[Front-end source files]
BEGIN

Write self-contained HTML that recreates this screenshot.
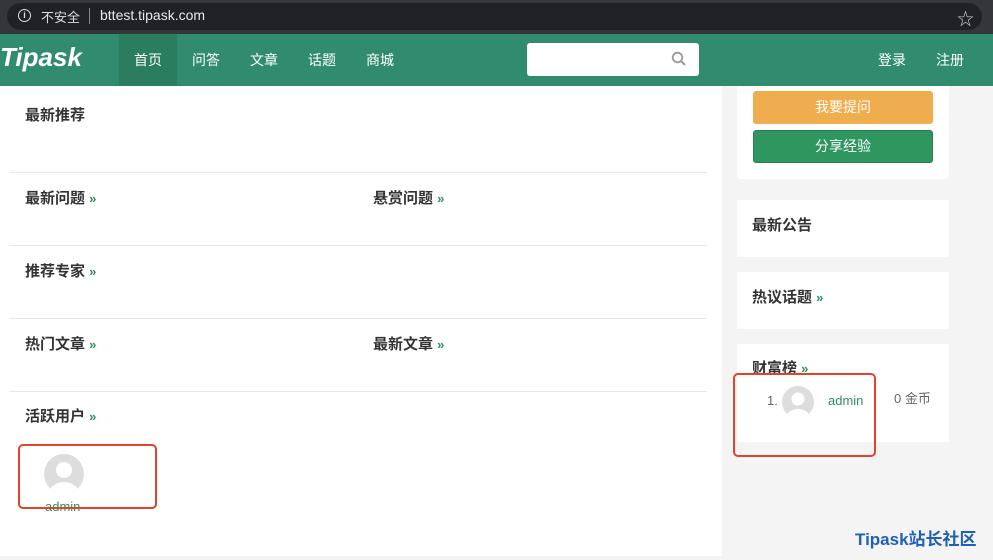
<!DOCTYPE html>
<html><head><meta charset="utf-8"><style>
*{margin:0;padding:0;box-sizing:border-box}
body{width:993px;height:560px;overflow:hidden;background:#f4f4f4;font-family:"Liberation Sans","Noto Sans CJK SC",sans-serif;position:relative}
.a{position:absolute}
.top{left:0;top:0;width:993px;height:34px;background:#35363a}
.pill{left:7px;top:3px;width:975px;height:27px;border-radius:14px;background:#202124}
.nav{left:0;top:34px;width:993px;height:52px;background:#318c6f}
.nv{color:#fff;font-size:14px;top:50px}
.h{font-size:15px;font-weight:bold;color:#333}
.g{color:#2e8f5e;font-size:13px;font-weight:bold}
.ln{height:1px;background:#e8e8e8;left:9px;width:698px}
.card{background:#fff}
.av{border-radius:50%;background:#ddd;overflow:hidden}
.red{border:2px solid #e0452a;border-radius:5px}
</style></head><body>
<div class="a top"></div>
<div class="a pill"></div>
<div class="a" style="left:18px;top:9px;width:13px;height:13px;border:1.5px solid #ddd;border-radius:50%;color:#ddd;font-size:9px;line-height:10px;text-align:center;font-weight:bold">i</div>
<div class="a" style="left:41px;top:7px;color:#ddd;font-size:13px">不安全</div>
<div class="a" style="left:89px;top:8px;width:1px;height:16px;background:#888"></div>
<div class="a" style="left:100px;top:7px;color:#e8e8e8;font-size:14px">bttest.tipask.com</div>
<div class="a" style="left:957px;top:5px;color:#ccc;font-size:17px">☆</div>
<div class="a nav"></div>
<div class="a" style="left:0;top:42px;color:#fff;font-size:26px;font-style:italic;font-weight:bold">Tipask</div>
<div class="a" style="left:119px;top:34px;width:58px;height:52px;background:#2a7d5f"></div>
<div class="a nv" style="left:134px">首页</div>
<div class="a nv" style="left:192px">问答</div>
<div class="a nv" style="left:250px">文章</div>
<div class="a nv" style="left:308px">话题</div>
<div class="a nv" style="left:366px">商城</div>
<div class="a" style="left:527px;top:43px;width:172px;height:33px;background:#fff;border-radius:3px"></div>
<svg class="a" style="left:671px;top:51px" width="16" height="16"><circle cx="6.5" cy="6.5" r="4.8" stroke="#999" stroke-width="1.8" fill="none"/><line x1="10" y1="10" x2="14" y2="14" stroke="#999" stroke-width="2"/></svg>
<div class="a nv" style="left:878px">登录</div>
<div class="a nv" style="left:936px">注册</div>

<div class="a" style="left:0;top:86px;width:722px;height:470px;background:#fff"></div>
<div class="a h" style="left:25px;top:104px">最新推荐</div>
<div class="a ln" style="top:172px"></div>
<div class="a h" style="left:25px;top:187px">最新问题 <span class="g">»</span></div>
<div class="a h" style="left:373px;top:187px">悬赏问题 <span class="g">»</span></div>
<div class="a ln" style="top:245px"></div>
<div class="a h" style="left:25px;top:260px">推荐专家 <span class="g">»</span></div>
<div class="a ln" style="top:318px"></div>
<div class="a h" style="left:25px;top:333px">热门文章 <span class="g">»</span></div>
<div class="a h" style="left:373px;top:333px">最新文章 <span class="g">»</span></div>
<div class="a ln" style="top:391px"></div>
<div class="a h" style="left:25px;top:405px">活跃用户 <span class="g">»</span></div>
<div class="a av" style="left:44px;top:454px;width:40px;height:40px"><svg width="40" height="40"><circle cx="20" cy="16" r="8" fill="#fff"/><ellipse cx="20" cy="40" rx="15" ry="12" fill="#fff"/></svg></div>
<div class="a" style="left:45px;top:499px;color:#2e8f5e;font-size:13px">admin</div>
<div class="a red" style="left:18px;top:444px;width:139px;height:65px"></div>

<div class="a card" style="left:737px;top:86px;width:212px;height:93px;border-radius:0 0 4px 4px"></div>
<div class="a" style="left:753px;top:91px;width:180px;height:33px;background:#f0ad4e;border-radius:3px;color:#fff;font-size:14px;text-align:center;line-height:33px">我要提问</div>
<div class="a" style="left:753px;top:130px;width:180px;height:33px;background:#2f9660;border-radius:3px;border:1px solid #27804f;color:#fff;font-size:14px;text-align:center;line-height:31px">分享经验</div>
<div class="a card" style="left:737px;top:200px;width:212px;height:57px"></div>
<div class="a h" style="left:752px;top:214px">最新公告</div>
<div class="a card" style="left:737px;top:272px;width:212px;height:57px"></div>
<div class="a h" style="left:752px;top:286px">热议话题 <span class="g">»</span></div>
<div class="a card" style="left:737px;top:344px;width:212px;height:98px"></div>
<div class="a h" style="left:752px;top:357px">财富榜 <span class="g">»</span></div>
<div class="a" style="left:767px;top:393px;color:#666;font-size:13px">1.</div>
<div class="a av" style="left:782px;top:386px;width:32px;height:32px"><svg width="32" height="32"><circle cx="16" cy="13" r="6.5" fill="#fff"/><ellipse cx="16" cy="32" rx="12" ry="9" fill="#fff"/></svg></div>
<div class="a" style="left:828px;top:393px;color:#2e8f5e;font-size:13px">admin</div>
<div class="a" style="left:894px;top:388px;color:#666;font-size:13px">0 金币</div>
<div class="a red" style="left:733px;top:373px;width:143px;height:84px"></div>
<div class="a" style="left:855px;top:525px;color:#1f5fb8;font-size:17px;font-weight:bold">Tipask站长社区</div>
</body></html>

END
BEGIN

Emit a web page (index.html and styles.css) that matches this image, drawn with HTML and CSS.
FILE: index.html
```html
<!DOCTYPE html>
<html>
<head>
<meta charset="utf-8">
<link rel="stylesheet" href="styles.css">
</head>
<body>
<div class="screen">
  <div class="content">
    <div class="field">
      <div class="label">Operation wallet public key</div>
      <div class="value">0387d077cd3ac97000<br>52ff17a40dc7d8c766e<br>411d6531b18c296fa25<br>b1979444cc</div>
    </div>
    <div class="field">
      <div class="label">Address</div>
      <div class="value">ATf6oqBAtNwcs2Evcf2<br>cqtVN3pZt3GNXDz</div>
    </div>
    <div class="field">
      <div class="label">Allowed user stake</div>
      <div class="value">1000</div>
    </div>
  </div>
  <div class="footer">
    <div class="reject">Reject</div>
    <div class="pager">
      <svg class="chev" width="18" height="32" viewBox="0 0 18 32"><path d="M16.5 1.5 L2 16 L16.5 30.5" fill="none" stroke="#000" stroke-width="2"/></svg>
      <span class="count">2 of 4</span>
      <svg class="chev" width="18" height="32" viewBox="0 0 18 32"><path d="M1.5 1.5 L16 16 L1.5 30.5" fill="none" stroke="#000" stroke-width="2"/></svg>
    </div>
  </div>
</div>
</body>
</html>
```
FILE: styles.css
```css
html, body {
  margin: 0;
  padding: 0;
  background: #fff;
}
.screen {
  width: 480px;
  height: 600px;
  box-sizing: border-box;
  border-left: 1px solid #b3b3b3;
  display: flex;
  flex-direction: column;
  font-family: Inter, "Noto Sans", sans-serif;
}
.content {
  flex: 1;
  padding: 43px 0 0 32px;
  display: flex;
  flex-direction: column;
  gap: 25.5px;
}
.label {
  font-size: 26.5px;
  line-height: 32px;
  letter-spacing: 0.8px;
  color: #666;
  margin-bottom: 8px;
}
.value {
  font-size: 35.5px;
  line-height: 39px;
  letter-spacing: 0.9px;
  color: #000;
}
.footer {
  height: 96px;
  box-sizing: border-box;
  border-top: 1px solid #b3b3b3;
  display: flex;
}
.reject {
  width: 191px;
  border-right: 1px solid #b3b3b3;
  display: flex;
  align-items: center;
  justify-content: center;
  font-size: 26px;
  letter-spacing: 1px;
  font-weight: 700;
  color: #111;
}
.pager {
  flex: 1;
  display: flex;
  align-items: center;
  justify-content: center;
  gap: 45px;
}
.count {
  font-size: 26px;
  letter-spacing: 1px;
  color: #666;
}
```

END

▶ Directive: Pull every line containing "that" from the material above.

▶ Solution:
Write self-contained HTML that recreates this screenshot.
Emit a web page (index.html and styles.css) that matches this image, drawn with HTML and CSS.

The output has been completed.